The paper in Nature Biomedical Engineering is here: https://go.nature.com/2Iat5U0
Metal-organic frameworks (MOFs), also known as porous coordination polymers, have attracted significant interest from chemists and materials scientists in the past two decades. My group first contemplated the possibility of shrinking MOFs to the nanoscale 15 years ago, as we recognized that MOF functions could be precisely tuned for biomedical applications via a building block approach. Together with a number of talented graduate students, particularly William J. Rieter, we developed several strategies to precisely control the morphologies and sizes of nanoscale MOFs (nMOFs) and explored their applications as contrast agents for magnetic resonance imaging, optical imaging, and X-ray computed tomography.1 Though successful, we recognized a greater need in advancing cancer therapy and have focused our effort on developing nMOFs to deliver chemotherapeutics, small interfering RNAs, and other therapeutic cargoes over the past decade.2
In our paper just published in Nature Biomedical Engineering, we were able to bridge these two areas to develop novel radioenhancers for X-ray radiotherapy. We first became interested in the possibility of using nMOFs to enhance X-ray radiotherapy almost ten years ago through our involvement in University of North Carolina’s Center for Cancer Nanotechnology Excellence. In a paper published in 2014,3 we observed X-ray scintillation in a hafnium (Hf)-based nMOF through X-ray absorption by Hf secondary building units (SBUs) and energy transfer to anthracene ligands to emit visible light, the first hint that our ideas could be realized.
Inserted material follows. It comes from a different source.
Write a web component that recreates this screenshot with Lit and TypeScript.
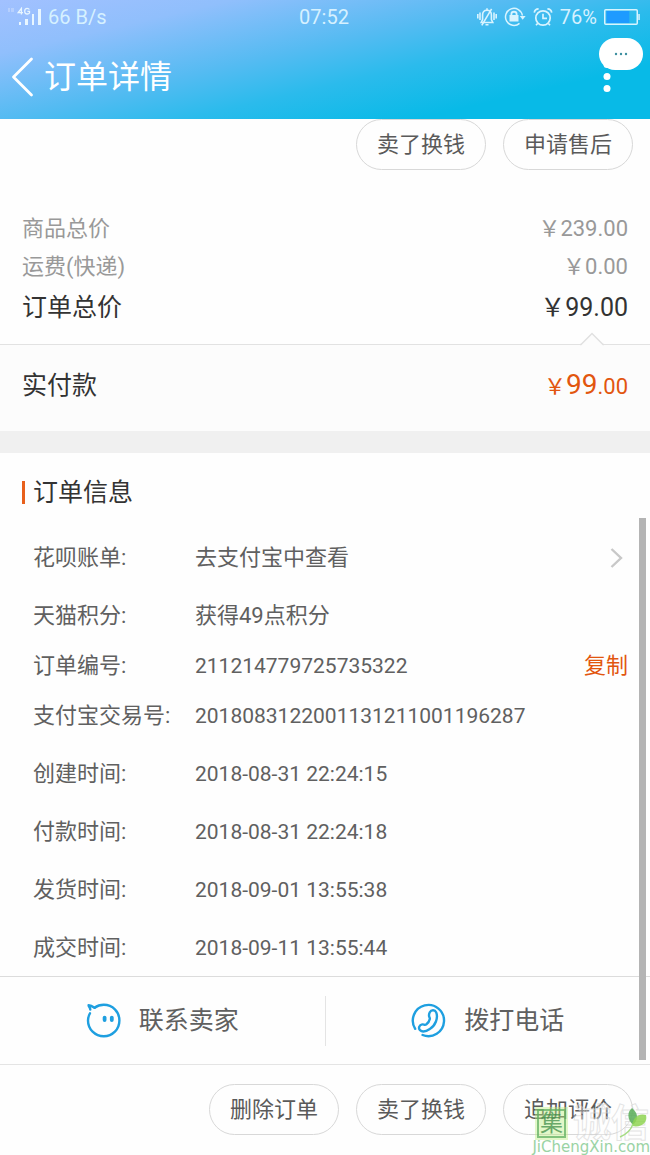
import { LitElement, html, css, svg } from "lit";
import { customElement, property, state } from "lit/decorators.js";

interface InfoRow {
  label: string;
  value: string;
  kind?: "link" | "copy" | "text";
}

const INFO_GROUPS: InfoRow[][] = [
  [{ label: "花呗账单:", value: "去支付宝中查看", kind: "link" }],
  [
    { label: "天猫积分:", value: "获得49点积分", kind: "text" },
    { label: "订单编号:", value: "211214779725735322", kind: "copy" },
    { label: "支付宝交易号:", value: "2018083122001131211001196287" },
  ],
  [{ label: "创建时间:", value: "2018-08-31 22:24:15" }],
  [{ label: "付款时间:", value: "2018-08-31 22:24:18" }],
  [{ label: "发货时间:", value: "2018-09-01 13:55:38" }],
  [{ label: "成交时间:", value: "2018-09-11 13:55:44" }],
];

@customElement("status-bar")
export class StatusBar extends LitElement {
  @property() time = "07:52";
  @property() speed = "66 B/s";
  @property({ type: Number }) battery = 76;

  static styles = css`
    :host {
      display: grid;
      grid-template-columns: 1fr auto 1fr;
      align-items: center;
      height: 34px;
      padding: 0 10px 0 8px;
      font-size: 20px;
      color: #d6f1ff;
    }
    .side {
      display: flex;
      align-items: center;
      gap: 7px;
    }
    .end {
      justify-content: flex-end;
    }
    svg {
      display: block;
      flex: none;
    }
  `;

  render() {
    return html`
      <div class="side">
        <svg width="33" height="20" viewBox="0 0 33 20" aria-hidden="true">
          <g fill="#fff" opacity="0.25"><rect x="0" y="1" width="2" height="4" /><rect x="3" y="1" width="3" height="4" /></g>
          <g fill="none" stroke="#e8f6ff" stroke-width="1.3">
            <path d="M13.4 7.4V1.4L10.2 5.6H15" />
            <path d="M21.4 2.5C20.8 1.5 20 1.3 19.2 1.3C17.6 1.3 16.7 2.5 16.7 4.2C16.7 5.9 17.6 7 19.2 7C20.4 7 21.2 6.5 21.5 6V4.4H19.4" />
          </g>
          <g fill="#e8f6ff">
            <rect x="11" y="15" width="2" height="3" />
            <rect x="17" y="12" width="3" height="6" />
            <rect x="24" y="7" width="2" height="11" />
            <rect x="30" y="2" width="3" height="16" />
          </g>
        </svg>
        <span>${this.speed}</span>
      </div>
      <span>${this.time}</span>
      <div class="side end">
        <svg width="20" height="20" viewBox="0 0 20 20" fill="none" stroke="#d8f4ff" stroke-width="1.6" aria-hidden="true">
          <path d="M4.2 15.5H15.8L14.4 12.5V8C14.4 5 12.6 3.2 10 3.2C7.4 3.2 5.6 5 5.6 8V12.5Z" />
          <path d="M10 1.2V3M8.5 17.8H11.5M14.6 1.8L4.8 18.4" />
          <path d="M3 5.5V13M0.8 7V11.5M17 5.5V13M19.2 7V11.5" />
        </svg>
        <svg width="22" height="20" viewBox="0 0 22 20" fill="none" stroke="#d8f4ff" stroke-width="1.5" aria-hidden="true">
          <path d="M15.5 16.4A8.5 8.5 0 1 1 18.4 8.5" />
          <path d="M15.8 9H21.6L18.7 12.8Z" fill="#d8f4ff" stroke="none" />
          <rect x="5.5" y="8" width="9" height="6.5" fill="#d8f4ff" stroke="none" />
          <path d="M7.4 9V7C7.4 4 12.6 4 12.6 7V9" stroke-width="1.8" />
        </svg>
        <svg width="20" height="20" viewBox="0 0 20 20" fill="none" stroke="#d8f4ff" stroke-width="1.7" aria-hidden="true">
          <circle cx="10" cy="11" r="7.2" />
          <path d="M10 6.8V11.4H14M1.3 5.6C1.6 3.4 3.4 2 5.6 1.9M18.7 5.6C18.4 3.4 16.6 2 14.4 1.9M4.6 16.5L3 18.3M15.4 16.5L17 18.3" />
        </svg>
        <span>${this.battery}%</span>
        <svg width="36" height="18" viewBox="0 0 36 18" aria-hidden="true">
          <rect x="0.75" y="1.75" width="32.5" height="14.5" rx="1" fill="none" stroke="#d8f4ff" stroke-width="1.5" />
          <rect x="2.5" y="3" width=${(this.battery * 30) / 100} height="12" fill="#1e9bff" />
          <rect x="34.3" y="6" width="1.5" height="6" fill="#d8f4ff" />
        </svg>
      </div>
    `;
  }
}

@customElement("pill-actions")
export class PillActions extends LitElement {
  @property({ type: Array }) items: string[] = [];

  static styles = css`
    :host {
      display: flex;
      justify-content: flex-end;
      gap: 17px;
      padding: 0 17px;
    }
    .pill {
      box-sizing: border-box;
      width: 130px;
      height: 51px;
      padding: 0;
      border: 1px solid #d8d8d8;
      border-radius: 26px;
      background: transparent;
      color: #5a5a5a;
      font: inherit;
      font-size: 22px;
      line-height: 32px;
    }
  `;

  render() {
    return this.items.map((t) => html`<button class="pill" type="button">${t}</button>`);
  }
}

@customElement("site-mark")
export class SiteMark extends LitElement {
  static styles = css`
    :host {
      display: flex;
      flex-direction: column;
      align-items: flex-end;
      pointer-events: none;
    }
    .name {
      display: flex;
      align-items: center;
      gap: 7px;
      height: 32px;
      padding-right: 1px;
    }
    .seal {
      display: grid;
      place-items: center;
      box-sizing: border-box;
      width: 29px;
      height: 29px;
      border: 2px solid #6db866;
      outline: 2px solid rgba(190, 238, 128, 0.5);
      background: rgba(190, 238, 128, 0.5);
      color: #4f9a50;
      font-size: 23px;
      line-height: 25px;
      opacity: 0.85;
    }
    .outline {
      position: relative;
      font-size: 38px;
      line-height: 32px;
      font-weight: 700;
      color: rgba(255, 255, 255, 0.3);
      -webkit-text-stroke: 1px rgba(205, 205, 205, 0.55);
    }
    .leaf {
      position: absolute;
      right: 1px;
      top: 0;
    }
    .url {
      font-family: "DejaVu Sans", sans-serif;
      font-size: 15px;
      line-height: 16px;
      color: #9ad3a4;
    }
  `;

  render() {
    return html`
      <div class="name">
        <span class="seal">集</span>
        <span class="outline">诚信<svg class="leaf" width="30" height="34" viewBox="0 0 30 34" aria-hidden="true">
            <path d="M15 18C9 12 9 5 14 1C20 6 21 12 15 18Z" fill="#58ad57" opacity="0.85" />
            <path d="M14 19C15 10 21 6 28 8C30 16 23 21 14 19Z" fill="#8fd552" opacity="0.85" />
            <path d="M15 17C13 23 9 27 2 30" fill="none" stroke="#a6dc84" stroke-width="1.4" />
          </svg></span>
      </div>
      <span class="url">JiChengXin.com</span>
    `;
  }
}

@customElement("app-root")
export class AppRoot extends LitElement {
  @state() private copied = false;

  static styles = css`
    :host {
      display: block;
      position: relative;
      overflow: hidden;
      background: #fefefe;
      color: #606060;
      font-family: Roboto, "Noto Sans CJK SC", sans-serif;
      font-size: 22px;
      line-height: 32px;
    }
    button {
      padding: 0;
      border: 0;
      background: none;
      color: inherit;
      font: inherit;
    }
    a {
      color: inherit;
      text-decoration: none;
    }
    svg {
      display: block;
      flex: none;
    }
    h1,
    h2,
    dl,
    dd {
      margin: 0;
      font-weight: 400;
    }
    .top {
      position: relative;
      background: linear-gradient(167deg, #a2c1ff 0%, #90bffc 20%, #55bbf2 44%, #2bbbec 60%, #08bae7 80%);
      color: #fff;
    }
    .nav {
      display: flex;
      align-items: center;
      gap: 10px;
      height: 85px;
      padding: 0 36px 0 11px;
    }
    .nav h1 {
      flex: 1;
      font-size: 32px;
      line-height: 48px;
    }
    .bubble {
      position: absolute;
      top: 38px;
      right: 7px;
      display: grid;
      place-items: center;
      width: 44px;
      height: 32px;
      border-radius: 16px;
      background: #fff;
    }
    .prices {
      padding: 40px 22px 14px;
    }
    .line {
      display: flex;
      justify-content: space-between;
      align-items: center;
      height: 38px;
      color: #999;
    }
    .total {
      height: 44px;
      font-size: 25px;
      color: #333;
    }
    .paid {
      position: relative;
      display: flex;
      justify-content: space-between;
      align-items: center;
      height: 81px;
      padding: 0 22px 5px;
      border-top: 1px solid #e2e2e2;
      border-bottom: 22px solid #f0f0f0;
      background: #fcfcfc;
      font-size: 25px;
      color: #333;
    }
    .notch {
      position: absolute;
      top: -13px;
      right: 46px;
    }
    .amount {
      font-size: 22px;
      color: #e2560f;
    }
    .amount b {
      font-size: 28px;
      font-weight: 400;
    }
    .section {
      display: flex;
      align-items: center;
      gap: 8px;
      height: 79px;
      padding: 0 22px;
      font-size: 25px;
      color: #333;
    }
    .section::before {
      content: "";
      width: 3px;
      height: 23px;
      background: #e8601c;
    }
    .info {
      display: flex;
      flex-direction: column;
      gap: 8px;
      padding: 1px 22px 3px 33px;
    }
    .row {
      display: grid;
      grid-template-columns: 162px 1fr auto;
      align-items: center;
      height: 50px;
    }
    .num {
      font-size: 21px;
    }
    .chevron {
      padding-right: 5px;
    }
    .copy {
      color: #e2560f;
    }
    .contact {
      display: grid;
      grid-template-columns: 1fr 1px 1fr;
      align-items: center;
      height: 87px;
      border-top: 1px solid #dcdcdc;
      border-bottom: 1px solid #e4e4e4;
      font-size: 25px;
    }
    .contact button {
      display: flex;
      align-items: center;
      justify-content: center;
      gap: 18px;
    }
    .rule {
      height: 50px;
      background: #e4e4e4;
    }
    .bottom {
      padding-top: 19px;
      padding-bottom: 20px;
    }
    .thumb {
      position: absolute;
      top: 518px;
      right: 4px;
      bottom: 95px;
      width: 7px;
      background: #b4b4b4;
    }
    .mark {
      position: absolute;
      right: 0;
      bottom: 0;
    }
  `;

  private row(r: InfoRow) {
    return html`
      <div class="row">
        <dt>${r.label}</dt>
        <dd class=${r.kind === "link" || r.kind === "text" ? "" : "num"}>
          ${r.kind === "link" ? html`<a href="#bill">${r.value}</a>` : r.value}
        </dd>
        ${r.kind === "link"
          ? html`<dd class="chevron">
              <svg width="13" height="20" viewBox="0 0 13 20" fill="none" stroke="#c8c8c8" stroke-width="2.4" aria-hidden="true">
                <path d="M1.5 1L11 10L1.5 19" />
              </svg>
            </dd>`
          : ""}
        ${r.kind === "copy"
          ? html`<dd><button class="copy" type="button" @click=${() => (this.copied = true)}>复制</button></dd>`
          : ""}
      </div>
    `;
  }

  render() {
    return html`
      <header class="top">
        <status-bar></status-bar>
        <div class="nav">
          <button type="button" aria-label="返回">
            <svg width="23" height="40" viewBox="0 0 23 40" fill="none" stroke="#fff" stroke-width="2.8" stroke-linecap="round" stroke-linejoin="round">
              <path d="M20.5 2L2.5 20L20.5 38" />
            </svg>
          </button>
          <h1>订单详情</h1>
          <button type="button" aria-label="更多">
            <svg width="14" height="32" viewBox="0 0 14 32" fill="#fff">
              ${[3.5, 15.5, 27.5].map((y) => svg`<circle cx="7" cy=${y} r="3.5" />`)}
            </svg>
          </button>
        </div>
        <button class="bubble" type="button" aria-label="菜单">
          <svg width="14" height="4" viewBox="0 0 14 4" fill="#3c8f9f">
            <circle cx="2" cy="2" r="1.2" /><circle cx="7" cy="2" r="1.2" /><circle cx="12" cy="2" r="1.2" />
          </svg>
        </button>
      </header>
      <main>
        <pill-actions .items=${["卖了换钱", "申请售后"]}></pill-actions>
        <section class="prices">
          <div class="line"><span>商品总价</span><span>￥239.00</span></div>
          <div class="line"><span>运费(快递)</span><span>￥0.00</span></div>
          <div class="line total"><span>订单总价</span><span>￥99.00</span></div>
        </section>
        <section class="paid">
          <svg class="notch" width="24" height="14" viewBox="0 0 24 14" aria-hidden="true">
            <path d="M0 14V12.5H1L12 1.5L23 12.5H24V14Z" fill="#fcfcfc" />
            <path d="M0 12.5H1L12 1.5L23 12.5H24" fill="none" stroke="#e0e0e0" stroke-width="1.4" />
          </svg>
          <span>实付款</span>
          <span class="amount">￥<b>99</b>.00</span>
        </section>
        <h2 class="section">订单信息</h2>
        <dl class="info">
          ${INFO_GROUPS.map((g) => html`<div>${g.map((r) => this.row(r))}</div>`)}
        </dl>
      </main>
      <footer>
        <div class="contact">
          <button type="button">
            <svg width="35" height="35" viewBox="0 0 35 35" fill="none" stroke="#1e9fe0" stroke-width="2.4" stroke-linecap="round" stroke-linejoin="round" aria-hidden="true">
              <path d="M8.6 4.8C11.2 2.8 14.4 1.8 17.8 1.8C26.6 1.8 33.4 8.6 33.4 17.4C33.4 26.2 26.6 33.2 17.8 33.2C9 33.2 2 26.2 2 17.4C2 14.8 2.8 12.4 4 10.2" />
              <path d="M8.6 4.8C6.8 3.6 4.8 2.4 2.6 2.2C2.6 3.8 4.2 4.6 4.3 6.6" />
              <path d="M18.6 14.6V17M25.8 14.6V17" stroke-width="3.8" />
            </svg>
            联系卖家
          </button>
          <span class="rule"></span>
          <button type="button">
            <svg width="35" height="35" viewBox="0 0 35 35" fill="none" stroke="#1e9fe0" stroke-width="2.4" stroke-linecap="round" stroke-linejoin="round" aria-hidden="true">
              <path d="M4.2 25.8A15.6 15.6 0 1 1 11.6 32" />
              <path d="M18.8 9.2C20.2 6.6 24 6.6 25.2 9.4C27.4 14.8 24.4 22.6 18.8 26C15.6 28.2 11.4 29.6 9 27.2C7 25 8.4 21.8 11.2 21.4C13 21.2 13.8 22.6 15.2 21.4C17 20.2 18.4 18 18.8 16C19.2 14 16.6 13.4 18.8 9.2Z" />
            </svg>
            拨打电话
          </button>
        </div>
        <pill-actions class="bottom" .items=${["删除订单", "卖了换钱", "追加评价"]}></pill-actions>
      </footer>
      <div class="thumb"></div>
      <site-mark class="mark"></site-mark>
    `;
  }
}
After relocating to the University of Chicago, my group gained ready access to several X-ray irradiators in the Department of Radiation and Cellular Oncology and started testing a number of nMOFs and other materials as radioenhancers. We discovered Hf-porphyrin nMOFs’ superior performance in enhancing X-ray irradiation over other nanomaterials, including HfO2, and through a series of careful studies uncovered the nMOF-enabled radiotherapy-radiodynamic therapy (RT-RDT) process, which we patented in 2014.
After absorbing X-ray photons, the Hf clusters can enhance RT via the production of ˑOH radicals and enable RDT by exciting the porphyrins to generate 1O2 (Fig. 1). This nMOF-enabled process eradicates several different types of cancer cells with the use of extremely low doses of X-rays both in vitro and in vivo. Interestingly, we found that RT-RDT can trigger an immune response, allowing for strong synergy with immune checkpoint inhibitors (Fig. 2). By loading a small-molecule IDO inhibitor (IDOi) into the pores/channels of the nMOFs, an unprecedented 100% abscopal response (rejecting/regressing both treated, irradiated tumours and untreated, non-irradiated tumours) was observed in syngeneic mouse models of breast and colorectal cancers.
Realizing the potential of RT-RDT technology, I founded RiMO Therapeutics in 2015 in order to translate nMOFs into the clinic for cancer treatment. With the help of friends and family, RiMO Therapeutics closed the SEED round of fundraising in September 2015. After screening a number of potential candidates, RiMO-301 was chosen to enter animal toxicology testing and large-scale production under cGMP and is now being investigated in a phase 1 clinical trial (NCT03444714).
While radiotherapy has been used for cancer treatment for approximately 122 years beginning only a few months after Roentgen’s discovery of X-rays, RT has only been moderately effective for many patients due to the serious side effects from radiation damage to normal tissues and development of resistance. If the anticancer efficacy of nMOF-enabled RT-RDT can be realized on human tumours, RiMO Therapeutics’ radioenhancer technology will revolutionize radiotherapy. By maximizing the therapeutic benefits (such as in situ vaccination) and minimizing the toxicities of RT, nMOF-enabled RT-RDT can not only eradicate local tumours but also increase durable response rates of checkpoint blockade immunotherapy in the clinic.
Our paper: Lu, K. et al. Low-dose X-ray radiotherapy–radiodynamic therapy via nanoscale metal–organic frameworks enhances checkpoint blockade immunotherapy. Nat. Biomed. Eng. doi:10.1038/s41551-018-0203-4.
1. Rieter, B. J., Taylor, K. M. L., An, H., Lin, W. & Lin, W. Nanoscale metal-organic frameworks as potential multimodal contrast enhancing agents. J. Am. Chem. Soc. 128, 9024-9025 (2006).
2. Della Rocca, J., Liu, D. & Lin, W. Nanoscale metal-organic frameworks for biomedical imaging and drug delivery. Acc. Chem. Res. 44, 957-968 (2011).
3. Wang, C. et al. Synergistic assembly of heavy metal clusters and luminescent organic bridging ligands in metal-organic frameworks for highly efficient X-ray scintillation. J. Am. Chem. Soc. 136, 6171-6174 (2014).